● **EXERCISE BRIEF**
Quote the whole listing word for word. Do not include the pictures.

● **GIVEN MATERIAL**
****
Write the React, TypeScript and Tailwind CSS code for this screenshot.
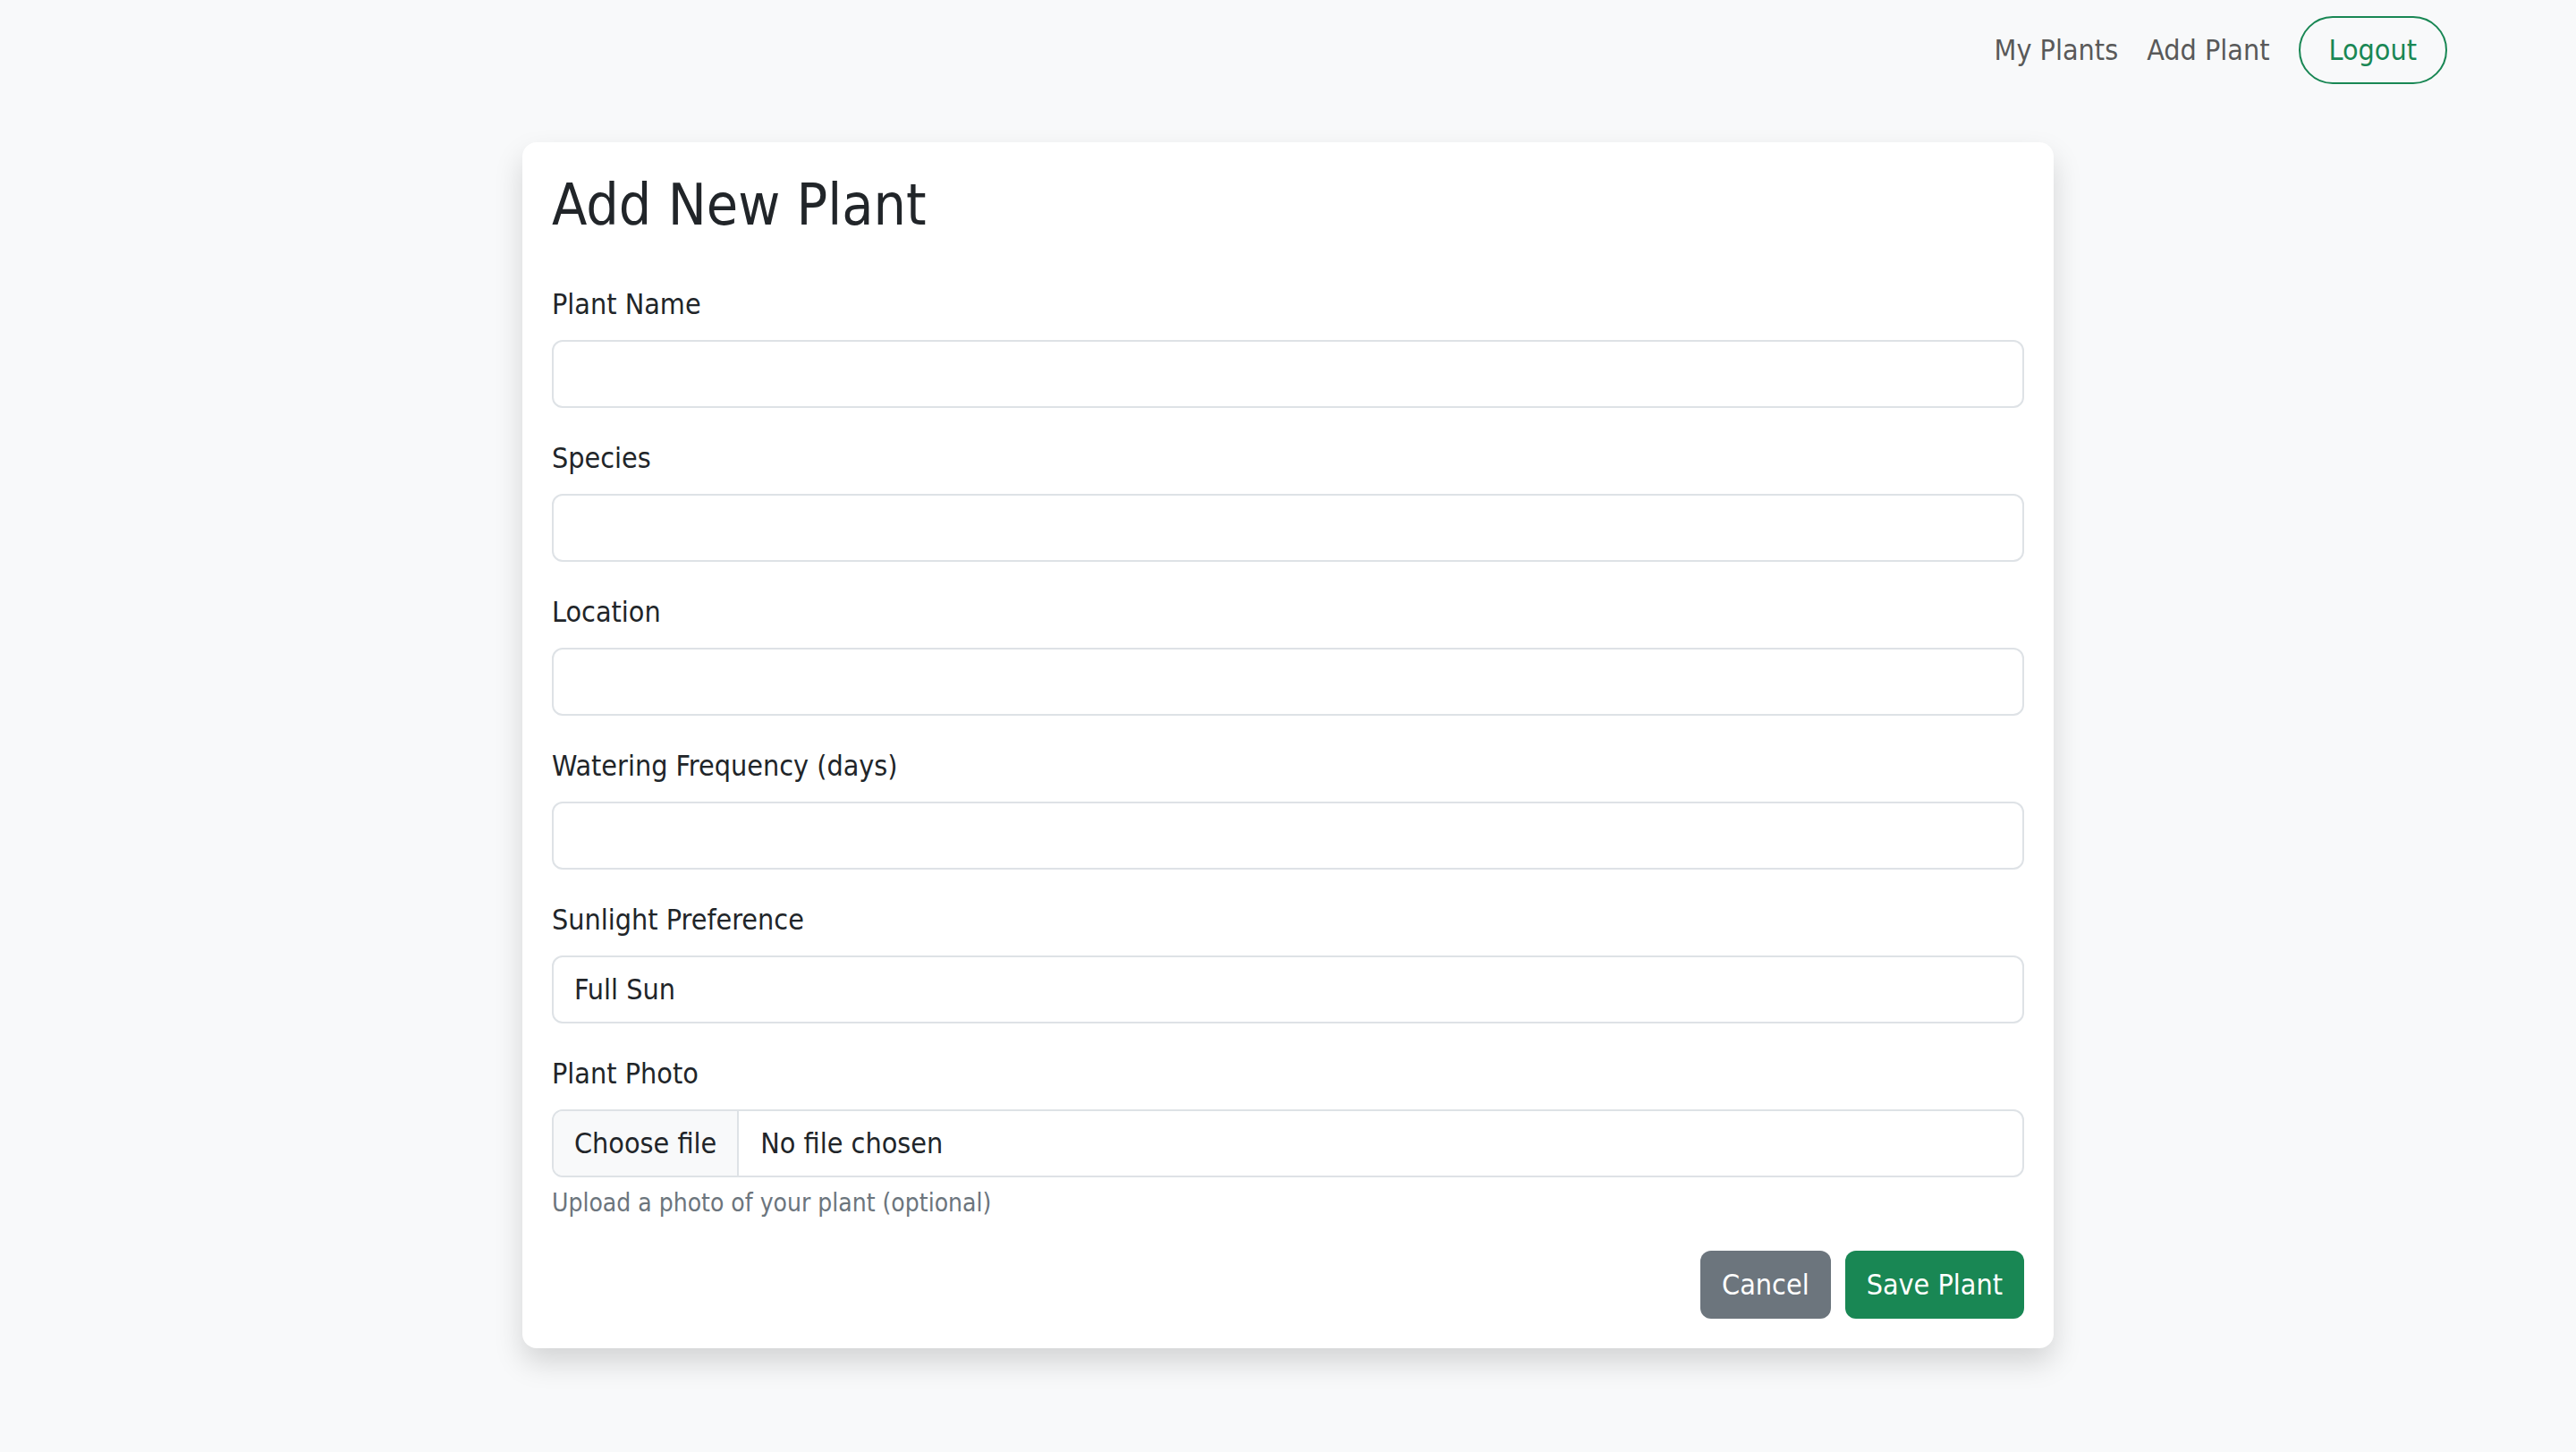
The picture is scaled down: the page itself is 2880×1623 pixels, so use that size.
import React from "react";

const fields = [
  { id: "name", label: "Plant Name", value: "" },
  { id: "species", label: "Species", value: "" },
  { id: "location", label: "Location", value: "" },
  { id: "watering", label: "Watering Frequency (days)", value: "" },
  { id: "sunlight", label: "Sunlight Preference", value: "Full Sun" },
];

const NavBar = () => (
  <nav className="h-[112px] w-[2640px] mx-auto px-[24px] flex items-center justify-end">
    <a className="px-[16px] leading-[48px] text-[32px] text-[#595959]">My Plants</a>
    <a className="px-[16px] leading-[48px] text-[32px] text-[#595959]">Add Plant</a>
    <button className="ml-[16px] h-[76px] px-[32px] rounded-full border-2 border-[#198754] text-[32px] leading-[48px] text-[#198754]">
      Logout
    </button>
  </nav>
);

export default function App() {
  return (
    <div className="min-h-screen bg-[#f8f9fa] text-[#212529] font-[DejaVu_Sans_Condensed,DejaVu_Sans,sans-serif] [font-stretch:condensed]">
      <NavBar />
      <main className="mt-[47px] w-[1712px] mx-auto bg-white rounded-[16px] shadow-[0_16px_32px_rgba(0,0,0,0.15)] px-[33px] pt-[32px] pb-[33px]">
        <h2 className="text-[64px] leading-[1.2] mb-[48px]">Add New Plant</h2>

        {fields.map((field) => (
          <div key={field.id} className="mb-[32px]">
            <label className="block text-[32px] leading-[48px] mb-[16px]">{field.label}</label>
            <div className="h-[76px] flex items-center border-2 border-[#dee2e6] rounded-[12px] bg-white px-[23px] text-[32px] leading-[48px]">
              {field.value}
            </div>
          </div>
        ))}

        <div className="mb-[32px]">
          <label className="block text-[32px] leading-[48px] mb-[16px]">Plant Photo</label>
          <div className="h-[76px] flex items-stretch border-2 border-[#dee2e6] rounded-[12px] bg-white overflow-hidden text-[32px] leading-[48px]">
            <span className="flex items-center bg-[#f8f9fa] px-[23px] border-r-2 border-[#dee2e6]">Choose file</span>
            <span className="flex items-center px-[24px]">No file chosen</span>
          </div>
          <p className="mt-[8px] text-[28px] leading-[42px] text-[#6c757d]">Upload a photo of your plant (optional)</p>
        </div>

        <div className="flex justify-end gap-[16px]">
          <button className="h-[76px] px-[24px] rounded-[12px] bg-[#6c757d] text-white text-[32px] leading-[48px]">
            Cancel
          </button>
          <button className="h-[76px] px-[24px] rounded-[12px] bg-[#198754] text-white text-[32px] leading-[48px]">
            Save Plant
          </button>
        </div>
      </main>
    </div>
  );
}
****
● **CORRECT ANSWER**
Write the React, TypeScript and Tailwind CSS code for this screenshot.
The picture is scaled down: the page itself is 2880×1623 pixels, so use that size.
import React from "react";

const fields = [
  { id: "name", label: "Plant Name", value: "" },
  { id: "species", label: "Species", value: "" },
  { id: "location", label: "Location", value: "" },
  { id: "watering", label: "Watering Frequency (days)", value: "" },
  { id: "sunlight", label: "Sunlight Preference", value: "Full Sun" },
];

const NavBar = () => (
  <nav className="h-[112px] w-[2640px] mx-auto px-[24px] flex items-center justify-end">
    <a className="px-[16px] leading-[48px] text-[32px] text-[#595959]">My Plants</a>
    <a className="px-[16px] leading-[48px] text-[32px] text-[#595959]">Add Plant</a>
    <button className="ml-[16px] h-[76px] px-[32px] rounded-full border-2 border-[#198754] text-[32px] leading-[48px] text-[#198754]">
      Logout
    </button>
  </nav>
);

export default function App() {
  return (
    <div className="min-h-screen bg-[#f8f9fa] text-[#212529] font-[DejaVu_Sans_Condensed,DejaVu_Sans,sans-serif] [font-stretch:condensed]">
      <NavBar />
      <main className="mt-[47px] w-[1712px] mx-auto bg-white rounded-[16px] shadow-[0_16px_32px_rgba(0,0,0,0.15)] px-[33px] pt-[32px] pb-[33px]">
        <h2 className="text-[64px] leading-[1.2] mb-[48px]">Add New Plant</h2>

        {fields.map((field) => (
          <div key={field.id} className="mb-[32px]">
            <label className="block text-[32px] leading-[48px] mb-[16px]">{field.label}</label>
            <div className="h-[76px] flex items-center border-2 border-[#dee2e6] rounded-[12px] bg-white px-[23px] text-[32px] leading-[48px]">
              {field.value}
            </div>
          </div>
        ))}

        <div className="mb-[32px]">
          <label className="block text-[32px] leading-[48px] mb-[16px]">Plant Photo</label>
          <div className="h-[76px] flex items-stretch border-2 border-[#dee2e6] rounded-[12px] bg-white overflow-hidden text-[32px] leading-[48px]">
            <span className="flex items-center bg-[#f8f9fa] px-[23px] border-r-2 border-[#dee2e6]">Choose file</span>
            <span className="flex items-center px-[24px]">No file chosen</span>
          </div>
          <p className="mt-[8px] text-[28px] leading-[42px] text-[#6c757d]">Upload a photo of your plant (optional)</p>
        </div>

        <div className="flex justify-end gap-[16px]">
          <button className="h-[76px] px-[24px] rounded-[12px] bg-[#6c757d] text-white text-[32px] leading-[48px]">
            Cancel
          </button>
          <button className="h-[76px] px-[24px] rounded-[12px] bg-[#198754] text-white text-[32px] leading-[48px]">
            Save Plant
          </button>
        </div>
      </main>
    </div>
  );
}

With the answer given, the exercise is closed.